::: Dataset excerpts :::

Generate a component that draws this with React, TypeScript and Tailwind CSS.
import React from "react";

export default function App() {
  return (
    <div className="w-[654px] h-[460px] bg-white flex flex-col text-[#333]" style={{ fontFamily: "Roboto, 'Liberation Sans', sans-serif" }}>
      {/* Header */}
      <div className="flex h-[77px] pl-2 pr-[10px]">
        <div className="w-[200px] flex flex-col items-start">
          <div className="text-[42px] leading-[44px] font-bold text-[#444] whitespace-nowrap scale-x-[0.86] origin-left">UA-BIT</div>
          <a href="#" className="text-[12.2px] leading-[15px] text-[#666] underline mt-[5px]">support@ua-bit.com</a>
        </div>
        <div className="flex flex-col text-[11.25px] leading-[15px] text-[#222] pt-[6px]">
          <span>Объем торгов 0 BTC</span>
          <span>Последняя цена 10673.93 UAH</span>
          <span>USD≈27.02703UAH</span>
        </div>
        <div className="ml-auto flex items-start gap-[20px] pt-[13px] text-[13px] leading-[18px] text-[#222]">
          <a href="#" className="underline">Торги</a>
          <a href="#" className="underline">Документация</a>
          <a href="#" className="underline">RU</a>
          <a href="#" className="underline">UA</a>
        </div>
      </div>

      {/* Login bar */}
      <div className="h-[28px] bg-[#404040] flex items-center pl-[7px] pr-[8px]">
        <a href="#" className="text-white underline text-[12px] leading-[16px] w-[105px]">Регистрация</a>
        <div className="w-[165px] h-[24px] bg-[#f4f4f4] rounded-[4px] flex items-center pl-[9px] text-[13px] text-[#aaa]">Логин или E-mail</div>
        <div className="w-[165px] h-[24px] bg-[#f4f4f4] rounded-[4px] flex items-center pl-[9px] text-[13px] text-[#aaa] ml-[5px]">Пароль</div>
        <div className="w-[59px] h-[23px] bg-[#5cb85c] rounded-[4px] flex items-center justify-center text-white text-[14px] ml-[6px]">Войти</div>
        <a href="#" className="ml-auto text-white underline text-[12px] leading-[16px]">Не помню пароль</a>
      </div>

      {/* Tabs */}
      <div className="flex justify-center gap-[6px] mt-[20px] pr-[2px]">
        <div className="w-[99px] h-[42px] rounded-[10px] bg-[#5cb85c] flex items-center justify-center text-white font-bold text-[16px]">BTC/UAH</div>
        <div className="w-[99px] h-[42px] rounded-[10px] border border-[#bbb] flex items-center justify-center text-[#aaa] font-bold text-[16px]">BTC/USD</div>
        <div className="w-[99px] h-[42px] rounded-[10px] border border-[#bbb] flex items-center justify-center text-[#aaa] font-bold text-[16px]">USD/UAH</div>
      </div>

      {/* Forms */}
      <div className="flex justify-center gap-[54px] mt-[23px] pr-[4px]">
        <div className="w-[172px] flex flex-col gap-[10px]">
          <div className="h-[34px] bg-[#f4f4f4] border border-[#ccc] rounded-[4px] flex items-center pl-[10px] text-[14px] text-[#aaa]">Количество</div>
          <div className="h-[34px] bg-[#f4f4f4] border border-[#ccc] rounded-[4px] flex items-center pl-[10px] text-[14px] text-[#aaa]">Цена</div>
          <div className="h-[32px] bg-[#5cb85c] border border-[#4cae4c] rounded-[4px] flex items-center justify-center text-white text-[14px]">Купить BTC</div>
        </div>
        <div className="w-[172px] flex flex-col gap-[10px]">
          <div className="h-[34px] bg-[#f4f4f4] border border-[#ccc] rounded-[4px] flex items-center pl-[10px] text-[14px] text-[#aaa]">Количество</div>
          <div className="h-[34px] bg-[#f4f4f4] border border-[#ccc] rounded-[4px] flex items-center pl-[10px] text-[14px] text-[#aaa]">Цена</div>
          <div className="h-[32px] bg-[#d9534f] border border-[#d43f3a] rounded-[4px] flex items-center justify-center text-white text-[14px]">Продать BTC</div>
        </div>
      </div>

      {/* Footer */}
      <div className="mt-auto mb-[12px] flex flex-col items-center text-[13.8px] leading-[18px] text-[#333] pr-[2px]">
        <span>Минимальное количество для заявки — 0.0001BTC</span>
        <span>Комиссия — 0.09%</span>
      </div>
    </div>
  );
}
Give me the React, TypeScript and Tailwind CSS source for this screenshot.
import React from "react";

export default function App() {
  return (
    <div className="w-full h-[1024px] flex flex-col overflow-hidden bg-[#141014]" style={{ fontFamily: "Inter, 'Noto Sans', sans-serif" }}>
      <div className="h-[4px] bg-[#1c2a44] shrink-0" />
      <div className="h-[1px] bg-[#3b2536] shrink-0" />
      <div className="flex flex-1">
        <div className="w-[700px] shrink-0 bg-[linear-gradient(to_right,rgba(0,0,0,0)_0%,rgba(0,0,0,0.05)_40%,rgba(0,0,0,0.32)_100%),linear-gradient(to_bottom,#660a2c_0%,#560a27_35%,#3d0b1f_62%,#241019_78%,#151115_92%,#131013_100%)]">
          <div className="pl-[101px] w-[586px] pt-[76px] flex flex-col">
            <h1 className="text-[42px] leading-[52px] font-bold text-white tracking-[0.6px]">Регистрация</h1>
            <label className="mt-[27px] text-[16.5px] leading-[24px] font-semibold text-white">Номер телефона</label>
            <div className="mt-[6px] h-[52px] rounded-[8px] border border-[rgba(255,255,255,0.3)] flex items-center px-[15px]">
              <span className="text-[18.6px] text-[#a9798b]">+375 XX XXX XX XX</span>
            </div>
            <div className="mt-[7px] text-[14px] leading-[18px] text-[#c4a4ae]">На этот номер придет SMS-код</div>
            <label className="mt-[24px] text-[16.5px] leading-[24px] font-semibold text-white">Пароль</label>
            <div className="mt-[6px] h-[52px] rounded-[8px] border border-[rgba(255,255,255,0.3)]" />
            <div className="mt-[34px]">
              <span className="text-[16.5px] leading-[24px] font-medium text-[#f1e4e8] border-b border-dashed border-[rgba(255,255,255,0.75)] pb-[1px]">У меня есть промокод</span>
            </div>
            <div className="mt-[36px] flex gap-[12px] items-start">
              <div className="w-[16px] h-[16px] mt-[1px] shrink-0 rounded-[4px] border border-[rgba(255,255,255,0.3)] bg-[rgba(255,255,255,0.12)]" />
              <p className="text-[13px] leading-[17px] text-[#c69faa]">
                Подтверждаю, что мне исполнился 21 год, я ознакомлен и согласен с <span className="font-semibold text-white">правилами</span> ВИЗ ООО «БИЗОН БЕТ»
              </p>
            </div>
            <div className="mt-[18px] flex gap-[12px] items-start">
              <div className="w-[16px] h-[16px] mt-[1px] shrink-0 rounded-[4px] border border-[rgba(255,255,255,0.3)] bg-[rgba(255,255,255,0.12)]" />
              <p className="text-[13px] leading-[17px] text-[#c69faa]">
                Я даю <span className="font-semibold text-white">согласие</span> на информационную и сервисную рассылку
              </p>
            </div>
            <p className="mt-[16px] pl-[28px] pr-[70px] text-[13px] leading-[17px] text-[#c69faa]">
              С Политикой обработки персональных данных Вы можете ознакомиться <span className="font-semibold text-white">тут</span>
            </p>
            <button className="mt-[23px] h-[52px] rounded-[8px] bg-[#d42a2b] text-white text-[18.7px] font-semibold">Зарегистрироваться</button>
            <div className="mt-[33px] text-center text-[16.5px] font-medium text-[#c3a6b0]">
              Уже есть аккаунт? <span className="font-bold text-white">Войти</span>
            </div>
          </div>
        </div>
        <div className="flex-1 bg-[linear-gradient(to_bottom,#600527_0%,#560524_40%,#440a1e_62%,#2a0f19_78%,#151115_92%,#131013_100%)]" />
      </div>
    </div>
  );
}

:::

» **What to produce**
Type out the entries again, word for word.

» **Completed task**
Generate a component that draws this with React, TypeScript and Tailwind CSS.
import React from "react";

export default function App() {
  return (
    <div className="w-[654px] h-[460px] bg-white flex flex-col text-[#333]" style={{ fontFamily: "Roboto, 'Liberation Sans', sans-serif" }}>
      {/* Header */}
      <div className="flex h-[77px] pl-2 pr-[10px]">
        <div className="w-[200px] flex flex-col items-start">
          <div className="text-[42px] leading-[44px] font-bold text-[#444] whitespace-nowrap scale-x-[0.86] origin-left">UA-BIT</div>
          <a href="#" className="text-[12.2px] leading-[15px] text-[#666] underline mt-[5px]">support@ua-bit.com</a>
        </div>
        <div className="flex flex-col text-[11.25px] leading-[15px] text-[#222] pt-[6px]">
          <span>Объем торгов 0 BTC</span>
          <span>Последняя цена 10673.93 UAH</span>
          <span>USD≈27.02703UAH</span>
        </div>
        <div className="ml-auto flex items-start gap-[20px] pt-[13px] text-[13px] leading-[18px] text-[#222]">
          <a href="#" className="underline">Торги</a>
          <a href="#" className="underline">Документация</a>
          <a href="#" className="underline">RU</a>
          <a href="#" className="underline">UA</a>
        </div>
      </div>

      {/* Login bar */}
      <div className="h-[28px] bg-[#404040] flex items-center pl-[7px] pr-[8px]">
        <a href="#" className="text-white underline text-[12px] leading-[16px] w-[105px]">Регистрация</a>
        <div className="w-[165px] h-[24px] bg-[#f4f4f4] rounded-[4px] flex items-center pl-[9px] text-[13px] text-[#aaa]">Логин или E-mail</div>
        <div className="w-[165px] h-[24px] bg-[#f4f4f4] rounded-[4px] flex items-center pl-[9px] text-[13px] text-[#aaa] ml-[5px]">Пароль</div>
        <div className="w-[59px] h-[23px] bg-[#5cb85c] rounded-[4px] flex items-center justify-center text-white text-[14px] ml-[6px]">Войти</div>
        <a href="#" className="ml-auto text-white underline text-[12px] leading-[16px]">Не помню пароль</a>
      </div>

      {/* Tabs */}
      <div className="flex justify-center gap-[6px] mt-[20px] pr-[2px]">
        <div className="w-[99px] h-[42px] rounded-[10px] bg-[#5cb85c] flex items-center justify-center text-white font-bold text-[16px]">BTC/UAH</div>
        <div className="w-[99px] h-[42px] rounded-[10px] border border-[#bbb] flex items-center justify-center text-[#aaa] font-bold text-[16px]">BTC/USD</div>
        <div className="w-[99px] h-[42px] rounded-[10px] border border-[#bbb] flex items-center justify-center text-[#aaa] font-bold text-[16px]">USD/UAH</div>
      </div>

      {/* Forms */}
      <div className="flex justify-center gap-[54px] mt-[23px] pr-[4px]">
        <div className="w-[172px] flex flex-col gap-[10px]">
          <div className="h-[34px] bg-[#f4f4f4] border border-[#ccc] rounded-[4px] flex items-center pl-[10px] text-[14px] text-[#aaa]">Количество</div>
          <div className="h-[34px] bg-[#f4f4f4] border border-[#ccc] rounded-[4px] flex items-center pl-[10px] text-[14px] text-[#aaa]">Цена</div>
          <div className="h-[32px] bg-[#5cb85c] border border-[#4cae4c] rounded-[4px] flex items-center justify-center text-white text-[14px]">Купить BTC</div>
        </div>
        <div className="w-[172px] flex flex-col gap-[10px]">
          <div className="h-[34px] bg-[#f4f4f4] border border-[#ccc] rounded-[4px] flex items-center pl-[10px] text-[14px] text-[#aaa]">Количество</div>
          <div className="h-[34px] bg-[#f4f4f4] border border-[#ccc] rounded-[4px] flex items-center pl-[10px] text-[14px] text-[#aaa]">Цена</div>
          <div className="h-[32px] bg-[#d9534f] border border-[#d43f3a] rounded-[4px] flex items-center justify-center text-white text-[14px]">Продать BTC</div>
        </div>
      </div>

      {/* Footer */}
      <div className="mt-auto mb-[12px] flex flex-col items-center text-[13.8px] leading-[18px] text-[#333] pr-[2px]">
        <span>Минимальное количество для заявки — 0.0001BTC</span>
        <span>Комиссия — 0.09%</span>
      </div>
    </div>
  );
}
Give me the React, TypeScript and Tailwind CSS source for this screenshot.
import React from "react";

export default function App() {
  return (
    <div className="w-full h-[1024px] flex flex-col overflow-hidden bg-[#141014]" style={{ fontFamily: "Inter, 'Noto Sans', sans-serif" }}>
      <div className="h-[4px] bg-[#1c2a44] shrink-0" />
      <div className="h-[1px] bg-[#3b2536] shrink-0" />
      <div className="flex flex-1">
        <div className="w-[700px] shrink-0 bg-[linear-gradient(to_right,rgba(0,0,0,0)_0%,rgba(0,0,0,0.05)_40%,rgba(0,0,0,0.32)_100%),linear-gradient(to_bottom,#660a2c_0%,#560a27_35%,#3d0b1f_62%,#241019_78%,#151115_92%,#131013_100%)]">
          <div className="pl-[101px] w-[586px] pt-[76px] flex flex-col">
            <h1 className="text-[42px] leading-[52px] font-bold text-white tracking-[0.6px]">Регистрация</h1>
            <label className="mt-[27px] text-[16.5px] leading-[24px] font-semibold text-white">Номер телефона</label>
            <div className="mt-[6px] h-[52px] rounded-[8px] border border-[rgba(255,255,255,0.3)] flex items-center px-[15px]">
              <span className="text-[18.6px] text-[#a9798b]">+375 XX XXX XX XX</span>
            </div>
            <div className="mt-[7px] text-[14px] leading-[18px] text-[#c4a4ae]">На этот номер придет SMS-код</div>
            <label className="mt-[24px] text-[16.5px] leading-[24px] font-semibold text-white">Пароль</label>
            <div className="mt-[6px] h-[52px] rounded-[8px] border border-[rgba(255,255,255,0.3)]" />
            <div className="mt-[34px]">
              <span className="text-[16.5px] leading-[24px] font-medium text-[#f1e4e8] border-b border-dashed border-[rgba(255,255,255,0.75)] pb-[1px]">У меня есть промокод</span>
            </div>
            <div className="mt-[36px] flex gap-[12px] items-start">
              <div className="w-[16px] h-[16px] mt-[1px] shrink-0 rounded-[4px] border border-[rgba(255,255,255,0.3)] bg-[rgba(255,255,255,0.12)]" />
              <p className="text-[13px] leading-[17px] text-[#c69faa]">
                Подтверждаю, что мне исполнился 21 год, я ознакомлен и согласен с <span className="font-semibold text-white">правилами</span> ВИЗ ООО «БИЗОН БЕТ»
              </p>
            </div>
            <div className="mt-[18px] flex gap-[12px] items-start">
              <div className="w-[16px] h-[16px] mt-[1px] shrink-0 rounded-[4px] border border-[rgba(255,255,255,0.3)] bg-[rgba(255,255,255,0.12)]" />
              <p className="text-[13px] leading-[17px] text-[#c69faa]">
                Я даю <span className="font-semibold text-white">согласие</span> на информационную и сервисную рассылку
              </p>
            </div>
            <p className="mt-[16px] pl-[28px] pr-[70px] text-[13px] leading-[17px] text-[#c69faa]">
              С Политикой обработки персональных данных Вы можете ознакомиться <span className="font-semibold text-white">тут</span>
            </p>
            <button className="mt-[23px] h-[52px] rounded-[8px] bg-[#d42a2b] text-white text-[18.7px] font-semibold">Зарегистрироваться</button>
            <div className="mt-[33px] text-center text-[16.5px] font-medium text-[#c3a6b0]">
              Уже есть аккаунт? <span className="font-bold text-white">Войти</span>
            </div>
          </div>
        </div>
        <div className="flex-1 bg-[linear-gradient(to_bottom,#600527_0%,#560524_40%,#440a1e_62%,#2a0f19_78%,#151115_92%,#131013_100%)]" />
      </div>
    </div>
  );
}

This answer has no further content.